Awaiting them when they got home from school…
And Langston, who’d returned to us from Advanced Training only a week earlier? Well, he needed no convincing to allow her into his life (and his bed. *ahem*).
Everyone always asks us how we do it (once they get over the adorableness and coolness of seeing a real live dog out and about in the library or at Target). How do we love these dogs as though they’re our own, and then give them away? My answer is simple: We are amazing, selfless, and basically role models for everyone around us. Duh.
After I’ve explained that, I go on to tell people that, once we saw what these dogs could do – once we saw how they could help people, how they can change lives, how they can give kids and adults alike hope and courage and freedom that they never dreamed possible – we couldn’t not do it. Does it suck, giving the dogs up after they’ve been part of our family for a year-and-a-half? Yes. It does. It hurts like hell. But that hurt is absolutely nothing compared with the joy that these dogs can potentially bring to others. On one of those scale-thingies (I suck at The Math, so just use your imagination), it’s not even close to being equal.
Of course, it’s not all sacrifice. Not by a long shot.

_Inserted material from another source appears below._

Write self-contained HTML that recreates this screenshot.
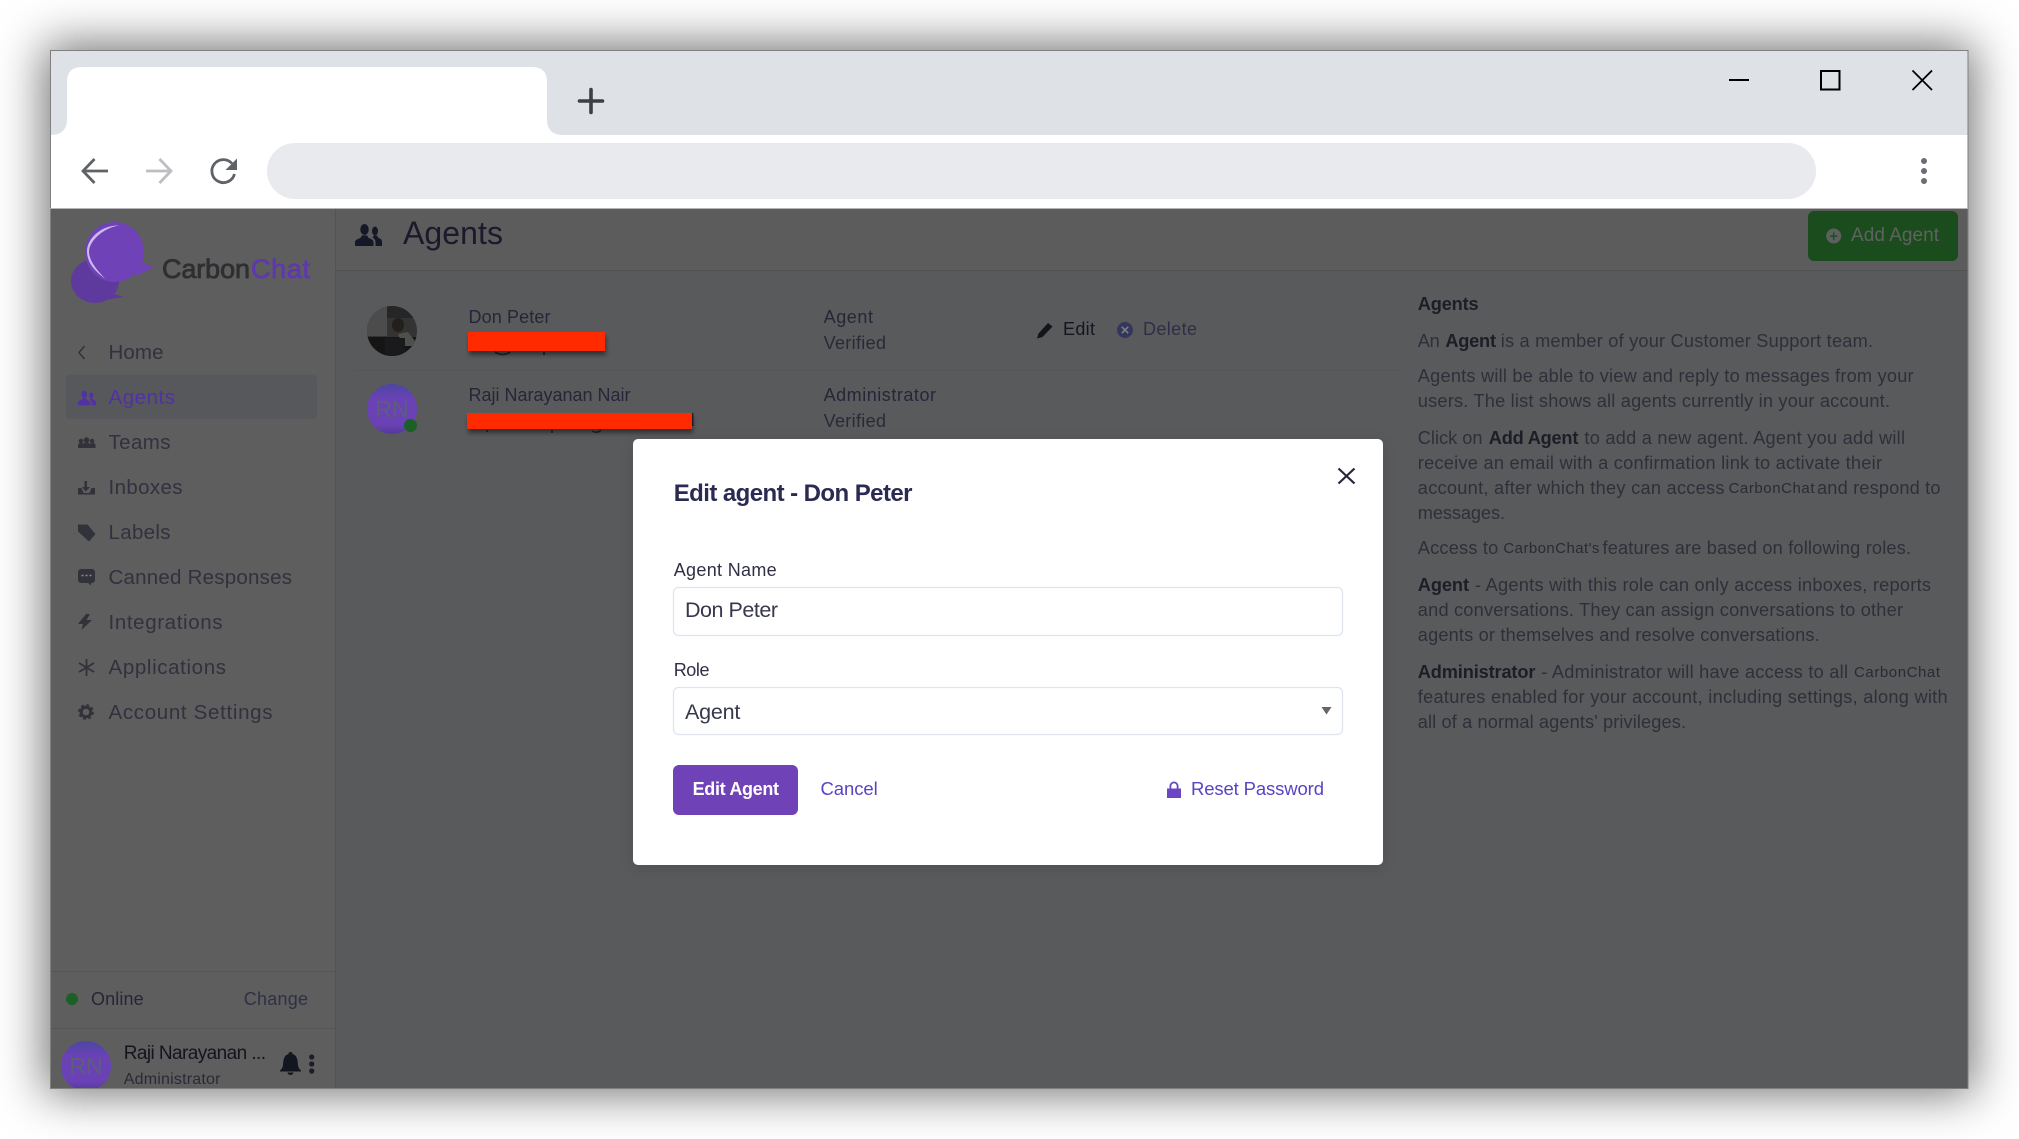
<!DOCTYPE html>
<html><head><meta charset="utf-8"><title>Agents</title>
<style>
html,body{margin:0;padding:0;background:#fff;width:2019px;height:1139px;overflow:hidden}
#w{position:absolute;left:50px;top:50px;width:1918px;height:1038px;box-shadow:0 0 44px 6px rgba(0,0,0,.55)}
svg{position:absolute;left:0;top:0}
text{font-family:"Liberation Sans",sans-serif;white-space:pre}
.n{font-size:20.5px;fill:#32313e}
.h{font-size:18.2px;fill:#2f2f3a}
.b{font-size:18.2px;font-weight:bold;fill:#1d1d27}
.c{font-size:15px;fill:#2a2a34}
.t{font-size:18px;fill:#272538}
.f{font-size:18px;fill:#2f2f46}
.v{font-size:21.500px;fill:#38384c}
.l{font-size:18.500px;fill:#5a42c4}
.i{fill:#32323a}
</style></head><body>
<div id="w"></div>
<svg width="2019" height="1139" viewBox="0 0 2019 1139" xmlns="http://www.w3.org/2000/svg">
<defs>
<filter id="rs" x="-10%" y="-30%" width="120%" height="180%"><feDropShadow dx="1" dy="4" stdDeviation="2.5" flood-color="#000" flood-opacity=".45"/></filter>
<filter id="ms" x="-5%" y="-5%" width="110%" height="110%"><feDropShadow dx="0" dy="3" stdDeviation="8" flood-color="#000" flood-opacity=".12"/></filter>
<linearGradient id="av" x1="0" y1="0" x2="0" y2="1"><stop offset="0" stop-color="#4c46a2"/><stop offset=".3" stop-color="#6a42b6"/><stop offset=".8" stop-color="#6a42b6"/><stop offset="1" stop-color="#55399a"/></linearGradient>
<clipPath id="c1"><circle cx="392" cy="331" r="25"/></clipPath>
<clipPath id="c2"><rect x="50" y="209" width="285" height="879"/></clipPath>
<symbol id="ppl" viewBox="0 0 27 22"><ellipse cx="9.5" cy="5.5" rx="4.2" ry="5.5"/><path d="M0 22v-3.500c0-3 3.500-3.600 5.500-4.600l1.500-2.500h5l1.500 2.500c2 1 5 1.600 5 4.600V22z"/><ellipse cx="20" cy="7" rx="3" ry="4.500"/><path d="M20.500 22v-4c0-2.500-1.500-3.500-3-4.500l1.500-2h3l1.500 2.500c2 .7 3.500 1.300 3.500 4v4z"/></symbol>
</defs>

<!-- browser chrome -->
<rect x="50" y="50" width="1918" height="85" fill="#dee1e6"/>
<rect x="50" y="135" width="1918" height="74" fill="#fff"/>
<path d="M50 135Q67 135 67 119V82Q67 67 82 67H532Q547 67 547 82V119Q547 135 563 135Z" fill="#fff"/>
<path d="M579.500 101H602.500M591 89.500V112.500" stroke="#3c4043" stroke-width="3.600" stroke-linecap="round" fill="none"/>
<path d="M108 171H84M94.500 159L83 171L94.500 183" stroke="#5f6368" stroke-width="2.800" fill="none"/>
<path d="M146 171H170M159.500 159L171 171L159.500 183" stroke="#bcbec1" stroke-width="2.800" fill="none"/>
<path d="M232 163.500A11.500 11.500 0 1 0 234.500 174" stroke="#5f6368" stroke-width="2.800" fill="none"/>
<path d="M237 158.500V170H225.500Z" fill="#5f6368"/>
<rect x="267" y="143" width="1549" height="56" rx="28" fill="#e8eaed"/>
<path d="M1729 80H1749" stroke="#000" stroke-width="2"/>
<rect x="1821" y="71" width="18.500" height="18.500" fill="none" stroke="#000" stroke-width="2"/>
<path d="M1912.500 70.500L1932 90M1932 70.500L1912.500 90" stroke="#000" stroke-width="1.800"/>
<circle cx="1924" cy="161" r="3" fill="#6a6d73"/><circle cx="1924" cy="171" r="3" fill="#6a6d73"/><circle cx="1924" cy="181" r="3" fill="#6a6d73"/>

<!-- app bg -->
<rect x="50" y="209" width="285" height="879" fill="#5e5e5e"/>
<rect x="335" y="209" width="1633" height="62" fill="#5c5c5c"/>
<rect x="335" y="271" width="1633" height="817" fill="#595a5c"/>
<path d="M335.500 209V1088" stroke="#525358"/>
<path d="M335 270.500H1968" stroke="#4f5054"/>
<path d="M355 370.500H1400" stroke="#55565a"/>

<!-- logo -->
<ellipse cx="95" cy="281" rx="24" ry="22" fill="#5e3a9e"/>
<path d="M108 292L124 297L104 300Z" fill="#5e3a9e"/>
<ellipse cx="114.500" cy="252" rx="29.500" ry="30" fill="#6f42b8"/>
<path d="M130 258L154 267L136 276Z" fill="#6f42b8"/>
<path d="M119 225.500C100 225 86.500 240 87 252C87.500 264 96 272 105 278.500C98 271 89.500 262 89 252C89 241 103 228 119 225.500Z" fill="#cdbbec"/>
<text x="162" y="278" font-size="27" fill="#2f2f32" stroke="#2f2f32" stroke-width=".8" textLength="88">Carbon</text>
<text x="251" y="278" font-size="27" fill="#5f38ae" stroke="#5f38ae" stroke-width=".8" textLength="59">Chat</text>

<!-- sidebar -->
<rect x="66" y="375" width="251" height="44" rx="4" fill="#57585b"/>
<path d="M84.500 346L79 352.500L84.500 359" fill="none" stroke="#32323a" stroke-width="1.500"/>
<text class="n" x="108.500" y="359" textLength="55">Home</text>
<use href="#ppl" x="78" y="390" width="18" height="16" fill="#5330a8"/>
<text class="n" x="108.500" y="404" textLength="66.500" style="fill:#5330a8">Agents</text>
<g class="i"><circle cx="81" cy="441" r="2.300"/><circle cx="86.500" cy="440" r="2.800"/><circle cx="92" cy="441" r="2.300"/><path d="M78 448v-3c0-1.500 1.500-2 3-2s2.500.5 2.500 2v3zM83 448v-3.500c0-1.500 1.500-2 3.500-2s3.500.5 3.500 2v3.500zM90 448v-3c0-1.500 1-2 2.500-2s3 .5 3 2v3z"/></g>
<path class="i" d="M84.500 481h2.500v6h3l-4.300 4.500L82 487h2.500zM78 488h3.500l2 5h6l2-5H95v6.500H78z"/>
<text class="n" x="108.500" y="449" textLength="62">Teams</text>
<text class="n" x="108.500" y="494" textLength="74">Inboxes</text>
<path class="i" d="M78 524.500h9.500l8 9.500-6.500 7.500L78 531.500z"/>
<text class="n" x="108.500" y="539" textLength="62">Labels</text>
<path class="i" d="M81 569h11a3 3 0 0 1 3 3v8a3 3 0 0 1-3 3h-1v2.500l-3-2.500h-7a3 3 0 0 1-3-3v-8a3 3 0 0 1 3-3z"/>
<path d="M81.500 575.500h2M85.500 575.500h2M89.500 575.500h2" stroke="#8a8a8e" stroke-width="1.500"/>
<text class="n" x="108.500" y="584" textLength="183.500">Canned Responses</text>
<path class="i" d="M86 614L78 624h5L81.500 630L92 620h-5.500L90 614z"/>
<text class="n" x="108.500" y="629" textLength="114">Integrations</text>
<path d="M86.500 659V676M79 663L94 672M94 663L79 672" stroke="#32323a" stroke-width="1.800" fill="none"/>
<text class="n" x="108.500" y="674" textLength="117.500">Applications</text>
<circle cx="86" cy="712" r="4.800" fill="none" stroke="#32323a" stroke-width="3"/>
<circle cx="86" cy="712" r="7" fill="none" stroke="#32323a" stroke-width="1.800" stroke-dasharray="3 2.500"/>
<text class="n" x="108.500" y="719" textLength="164">Account Settings</text>

<path d="M50 971.500H335M50 1028.500H335" stroke="#55565a"/>
<circle cx="72" cy="999" r="6" fill="#1c5f27"/>
<text class="t" x="91" y="1005" textLength="52.700">Online</text>
<text class="t" x="243.700" y="1005" textLength="64.300" style="fill:#2f2f48">Change</text>
<g clip-path="url(#c2)">
<circle cx="86" cy="1066" r="25" fill="url(#av)"/>
<text x="86" y="1074" font-size="23" text-anchor="middle" fill="#5b6078">RN</text>
</g>
<text x="123.700" y="1059" font-size="19" fill="#14141f" textLength="142.300">Raji Narayanan ...</text>
<text x="123.700" y="1084" font-size="16" fill="#2a2a36" textLength="96.800">Administrator</text>
<path d="M290.500 1052a2 2 0 0 1 2 2c5 1.500 5 6 5.500 11c.3 3 1.500 4 3 5.500v1h-21v-1c1.500-1.500 2.700-2.500 3-5.500c.5-5 .5-9.500 5.500-11a2 2 0 0 1 2-2zM287.500 1072.500h6a3 2.500 0 0 1-6 0z" fill="#14161f"/>
<circle cx="311.700" cy="1057" r="2.600" fill="#1c1d26"/><circle cx="311.700" cy="1064" r="2.600" fill="#1c1d26"/><circle cx="311.700" cy="1071" r="2.600" fill="#1c1d26"/>

<!-- header -->
<use href="#ppl" x="355" y="224" width="27" height="22" fill="#161827"/>
<text x="403" y="244" font-size="32" fill="#1a1a2c" textLength="100">Agents</text>
<rect x="1808" y="211" width="150" height="50" rx="6" fill="#1b4c1d"/>
<circle cx="1833.700" cy="236" r="7.500" fill="#5c605f"/>
<path d="M1830 236.200h7.500M1833.700 232.500v7.500" stroke="#1b4c1d" stroke-width="1.300"/>
<text x="1851" y="241" font-size="19" fill="#5e6360" textLength="88">Add Agent</text>

<!-- rows -->
<g clip-path="url(#c1)">
<rect x="367" y="306" width="50" height="50" fill="#333"/>
<rect x="367" y="306" width="20" height="30" fill="#4c4c4c"/>
<rect x="387" y="306" width="30" height="12" fill="#262626"/>
<rect x="367" y="337" width="50" height="19" fill="#151515"/>
<ellipse cx="398" cy="325" rx="6" ry="7" fill="#221f1c"/>
<path d="M398 334l10-2l7 9v5h-12z" fill="#4e504c"/>
<path d="M385 338h20v18h-20z" fill="#1a1a1c"/>
</g>
<text class="t" x="468.500" y="323" textLength="82">Don Peter</text>
<path d="M495 352q8 5 15 0M544 352v3" stroke="#26262e" stroke-width="1.800" fill="none"/>
<rect x="468" y="332" width="137" height="19" fill="#ff2a00" filter="url(#rs)"/>
<text class="t" x="823.600" y="323" textLength="49.400">Agent</text>
<text class="t" x="823.600" y="349" textLength="62.400" style="fill:#2c2836">Verified</text>
<path d="M1037 338.500l1.500-5 9.500-10.500 4.500 3.500-10 10.500z" fill="#14141c"/>
<text class="t" x="1063" y="335" textLength="32" style="fill:#15151f">Edit</text>
<circle cx="1125" cy="330" r="8" fill="#34375a"/>
<path d="M1121.800 326.800l6.400 6.400M1128.200 326.800l-6.400 6.400" stroke="#7c7e8e" stroke-width="1.600"/>
<text class="t" x="1143" y="335" textLength="54" style="fill:#2f2e48">Delete</text>

<circle cx="392" cy="409" r="25" fill="url(#av)"/>
<text x="392" y="417" font-size="23" text-anchor="middle" fill="#5b6078">RN</text>
<circle cx="410.500" cy="425.500" r="6.500" fill="#1c5f27"/>
<text class="t" x="468.500" y="401" textLength="162">Raji Narayanan Nair</text>
<path d="M487 430v2M552 430v3M592 431q5 3 9-1" stroke="#26262e" stroke-width="1.600" fill="none"/>
<rect x="692" y="413" width="1.500" height="13" fill="#26262e"/>
<rect x="467" y="413" width="225" height="16" fill="#ff2a00" filter="url(#rs)"/>
<text class="t" x="823.600" y="401" textLength="112.400">Administrator</text>
<text class="t" x="823.600" y="427" textLength="62.400" style="fill:#2c2836">Verified</text>

<!-- help -->
<text class="b" x="1417.800" y="310" textLength="60.800">Agents</text>
<text class="h" x="1417.800" y="347" textLength="22">An</text>
<text class="b" x="1445.400" y="347" textLength="50.600">Agent</text>
<text class="h" x="1500.700" y="347" textLength="372.300">is a member of your Customer Support team.</text>
<text class="h" x="1417.800" y="382" textLength="495.800">Agents will be able to view and reply to messages from your</text>
<text class="h" x="1417.800" y="407" textLength="472.200">users. The list shows all agents currently in your account.</text>
<text class="h" x="1417.800" y="444" textLength="64.700">Click on</text>
<text class="b" x="1488.800" y="444" textLength="89.600">Add Agent</text>
<text class="h" x="1584.400" y="444" textLength="320.600">to add a new agent. Agent you add will</text>
<text class="h" x="1417.800" y="469" textLength="464.200">receive an email with a confirmation link to activate their</text>
<text class="h" x="1417.800" y="494" textLength="306.700">account, after which they can access</text>
<text class="c" x="1728.500" y="493" textLength="86">CarbonChat</text>
<text class="h" x="1817" y="494" textLength="123.500">and respond to</text>
<text class="h" x="1417.800" y="519" textLength="87.200">messages.</text>
<text class="h" x="1417.800" y="554" textLength="80.500">Access to</text>
<text class="c" x="1503.400" y="553" textLength="96">CarbonChat's</text>
<text class="h" x="1602.500" y="554" textLength="308.500">features are based on following roles.</text>
<text class="b" x="1417.800" y="591" textLength="51.200">Agent</text>
<text class="h" x="1475" y="591" textLength="456">- Agents with this role can only access inboxes, reports</text>
<text class="h" x="1417.800" y="616" textLength="485.200">and conversations. They can assign conversations to other</text>
<text class="h" x="1417.800" y="641" textLength="401.900">agents or themselves and resolve conversations.</text>
<text class="b" x="1417.800" y="678" textLength="117.600">Administrator</text>
<text class="h" x="1541.300" y="678" textLength="306.700">- Administrator will have access to all</text>
<text class="c" x="1854" y="677" textLength="86">CarbonChat</text>
<text class="h" x="1417.800" y="703" textLength="529.800">features enabled for your account, including settings, along with</text>
<text class="h" x="1417.800" y="728" textLength="268.200">all of a normal agents' privileges.</text>

<!-- modal -->
<rect x="633" y="439" width="750" height="426" rx="5" fill="#fff" filter="url(#ms)"/>
<text x="673.700" y="501" font-size="24" font-weight="bold" fill="#2b2a52" textLength="238.800">Edit agent - Don Peter</text>
<path d="M1338.500 468.500L1354.500 483.500M1354.500 468.500L1338.500 483.500" stroke="#26263a" stroke-width="2.200"/>
<text class="f" x="673.700" y="576" textLength="103">Agent Name</text>
<rect x="673.500" y="587.500" width="669" height="48" rx="5" fill="#fff" stroke="#e0e4ef" stroke-width="1.300"/>
<text class="v" x="685" y="617" textLength="93">Don Peter</text>
<text class="f" x="673.700" y="676" textLength="35.800">Role</text>
<rect x="673.500" y="687.500" width="669" height="47" rx="5" fill="#fff" stroke="#e0e4ef" stroke-width="1.300"/>
<text class="v" x="685" y="719" textLength="55.400">Agent</text>
<path d="M1321.500 707H1331.500L1326.500 714.500Z" fill="#666"/>
<rect x="673" y="765" width="125" height="50" rx="6" fill="#6f42b8"/>
<text x="692.600" y="795" font-size="18" font-weight="bold" fill="#fff" textLength="86.400">Edit Agent</text>
<text class="l" x="820.500" y="795" textLength="57.200">Cancel</text>
<path d="M1167 788.500h14v9.500h-14zM1169.500 788.500v-2.500a4.500 4.500 0 0 1 9 0v2.500h-1.800v-2.500a2.700 2.700 0 0 0-5.400 0v2.500z" fill="#6a45c4"/>
<text class="l" x="1191" y="795" textLength="133">Reset Password</text>

<!-- window border -->
<rect x="50.500" y="50.500" width="1917.500" height="1038" fill="none" stroke="#808080" stroke-width="1"/>
<path d="M50 208.500H1968" stroke="#b5b5b5"/>
</svg>
</body></html>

Aside from having a cuddly, delicious, soft, apple-eating puppy in our lives, we also get to experience what it feels like to help someone else – and, I’m not gonna lie, that feeling is so incredible, it actually makes me feel almost selfish raising these dogs. I get to have a puppy AND feel this stupendous? This can hardly be legal.
When we got our first CCI puppy almost five years ago, my cousin – whose mom, my Aunt Lisa, has raised CCI puppies for years – commented to me that doing so was one of the best gifts we could ever give Ella and Annie, because raising CCI dogs changed her life. (She’s now an Advanced Trainer out in California, so I guess she knows what she’s talking about.) That wasn’t what we set out to do when we started down this path, but if that’s what winds up happening, then go us! Unintentionally instilling values, FTW!
We are currently the only family in Western New York who is raising puppies for CCI, and while that’s a somewhat neat distinction, I’d like to change it. My new goal is to convince at least one other local family to become puppy raisers before we turn Jambi back to CCI in August.
It’s worth it, I promise.
Come on… You know you want to…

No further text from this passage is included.